Exercise materials:
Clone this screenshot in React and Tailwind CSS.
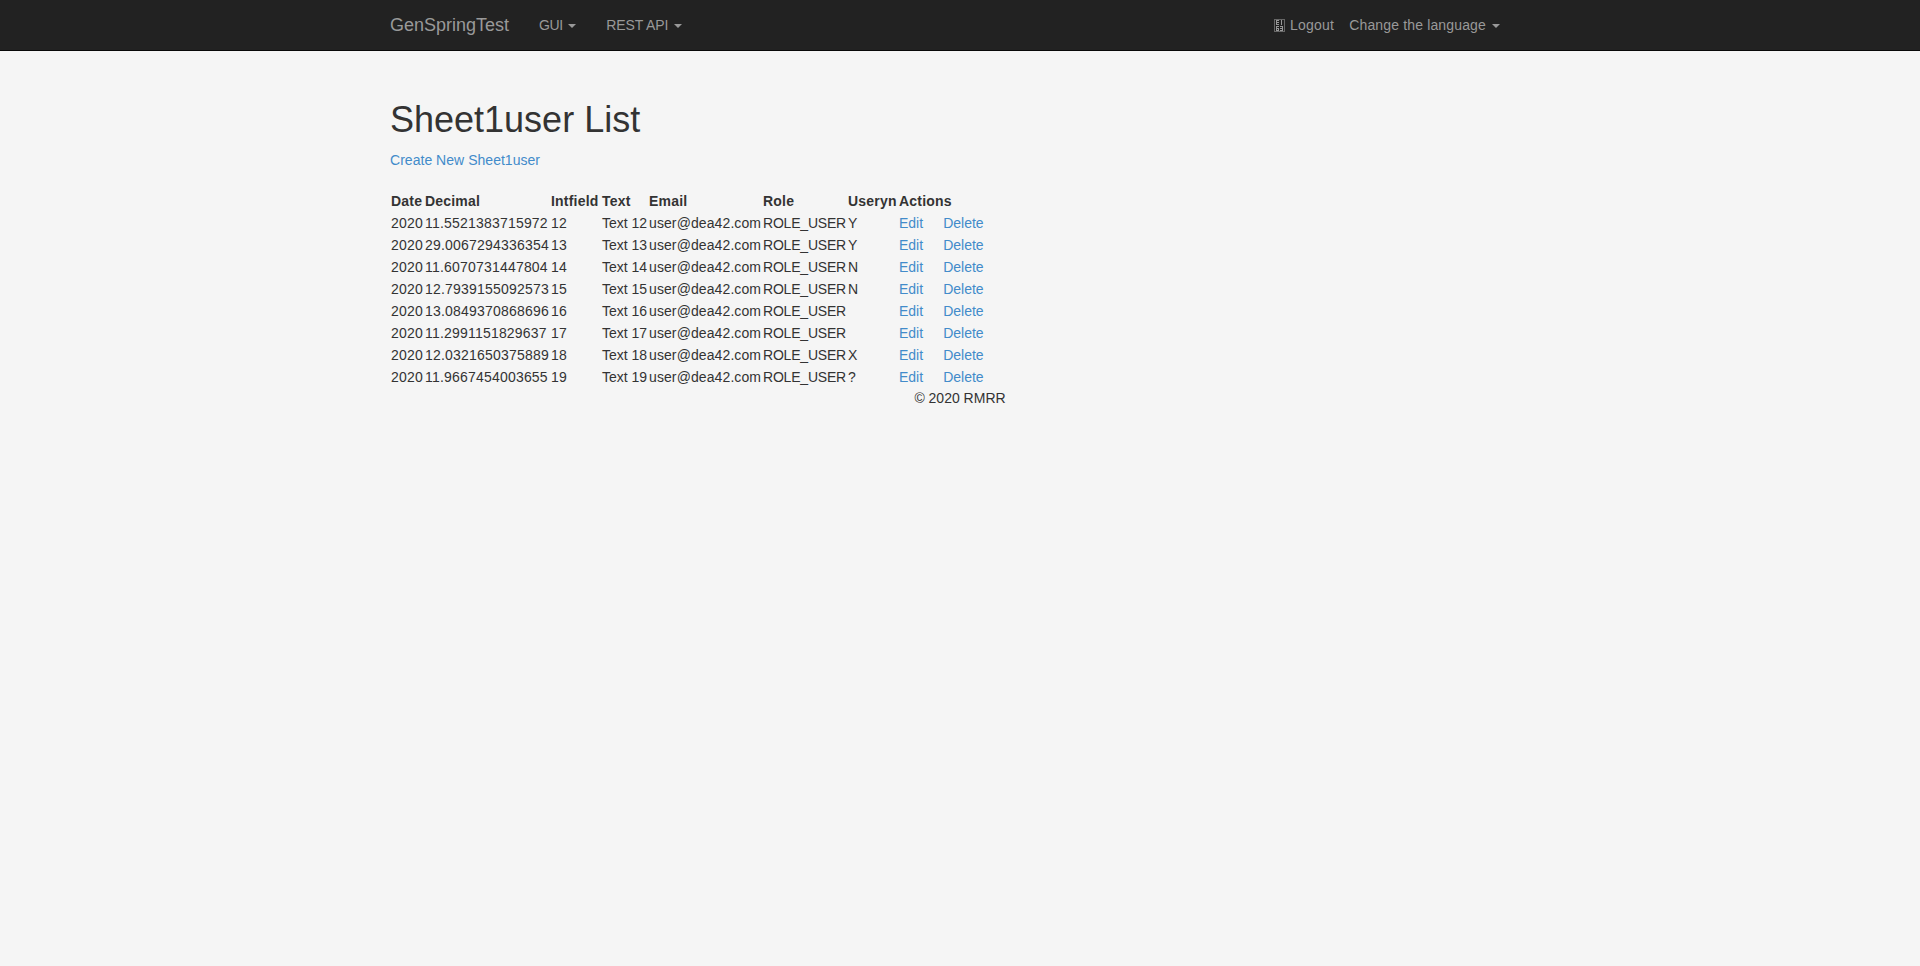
const rows = [
  ["11.5521383715972", 12, "Y"],
  ["29.0067294336354", 13, "Y"],
  ["11.6070731447804", 14, "N"],
  ["12.7939155092573", 15, "N"],
  ["13.0849370868696", 16, ""],
  ["11.2991151829637", 17, ""],
  ["12.0321650375889", 18, "X"],
  ["11.9667454003655", 19, "?"],
];

const columns = [
  ["Date", "w-[34px]"],
  ["Decimal", "w-[126px]"],
  ["Intfield", "w-[51px]"],
  ["Text", "w-[47px]"],
  ["Email", "w-[114px]"],
  ["Role", "w-[85px]"],
  ["Useryn", "w-[51px]"],
  ["Actions", "w-[88px]"],
];

function Caret() {
  return (
    <span className="ml-0.5 inline-block h-0 w-0 border-x-4 border-t-4 border-x-transparent border-t-[#999999] align-middle" />
  );
}

function GlyphBox() {
  return (
    <svg className="mr-px inline-block h-[13px] w-[11px] align-[-2px]" viewBox="0 0 11 13" shapeRendering="crispEdges" aria-hidden="true">
      <path d="M.5 .5h10v12h-10z" fill="none" stroke="#666" />
      <path
        fill="#999"
        fillRule="evenodd"
        d="M2 1h3v1H3v1h2v1H3v1h2v1H2zM7 1h1v5H7zM2 7h3v1H3v1h2v3H2zM3 10v1h1v-1zM6 7h3v5H6v-1h2v-1H6V9h2V8H6z"
      />
    </svg>
  );
}

function Cell({ className = "", children }) {
  return <td className={`p-px whitespace-nowrap ${className}`}>{children}</td>;
}

export default function App() {
  return (
    <div className="min-h-screen bg-[#f5f5f5] font-['Liberation_Sans',Arial,sans-serif] text-[14px] leading-5 text-[#333333]">
      <nav className="h-[51px] border-b border-[#080808] bg-[#222222] text-[#999999]">
        <div className="mx-auto flex h-[50px] w-[1140px] items-center">
          <a href="#" className="mr-[30px] text-[18px]">GenSpringTest</a>
          <a href="#" className="mr-[30px] tracking-[-0.4px]">GUI <Caret /></a>
          <a href="#" className="tracking-[-0.1px]">REST API <Caret /></a>
          <div className="ml-auto flex gap-[15px] pr-[30px]">
            <a href="#" className="tracking-[0.22px]"><GlyphBox /> Logout</a>
            <a href="#" className="tracking-[0.15px]">Change the language <Caret /></a>
          </div>
        </div>
      </nav>
      <main className="mx-auto w-[1140px] pt-[49px]">
        <h1 className="mb-2.5 text-[36px] leading-[39.6px] font-medium">Sheet1user List</h1>
        <a href="#" className="block tracking-[0.03px] text-[#428bca]">Create New Sheet1user</a>
        <table className="mt-5 w-[596px] table-fixed border-collapse">
          <thead>
            <tr>
              {columns.map(([label, width]) => (
                <th key={label} className={`p-px text-left font-bold tracking-[0.2px] whitespace-nowrap ${width}`}>{label}</th>
              ))}
            </tr>
          </thead>
          <tbody>
            {rows.map(([decimal, n, flag]) => (
              <tr key={n}>
                <Cell className="tracking-[0.2px]">2020</Cell>
                <Cell className="tracking-[0.2px]">{decimal}</Cell>
                <Cell className="tracking-[0.2px]">{n}</Cell>
                <Cell>Text {n}</Cell>
                <Cell className="tracking-[0.1px]">user@dea42.com</Cell>
                <Cell className="tracking-[-0.2px]">ROLE_USER</Cell>
                <Cell>{flag}</Cell>
                <Cell>
                  <a href="#" className="mr-5 text-[#428bca]">Edit</a>
                  <a href="#" className="text-[#428bca]">Delete</a>
                </Cell>
              </tr>
            ))}
          </tbody>
        </table>
        <footer className="text-center">© 2020 RMRR</footer>
      </main>
    </div>
  );
}
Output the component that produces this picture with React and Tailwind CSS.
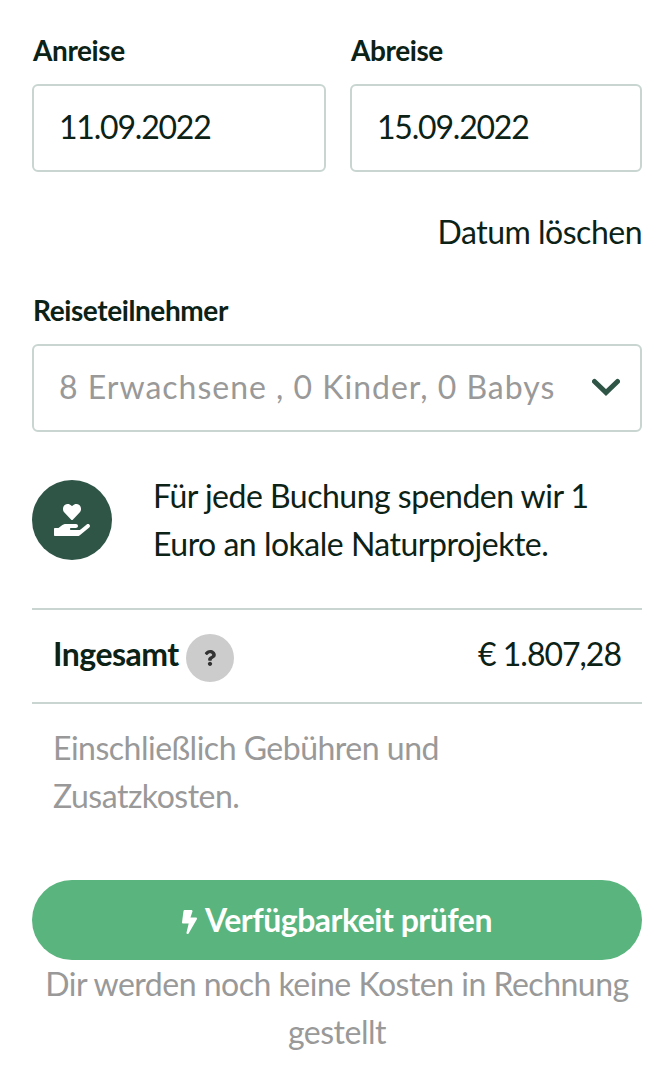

Exercise instructions:
Find the string "React" in the entries above and return each line that holds it.

Final answer:
Clone this screenshot in React and Tailwind CSS.
Output the component that produces this picture with React and Tailwind CSS.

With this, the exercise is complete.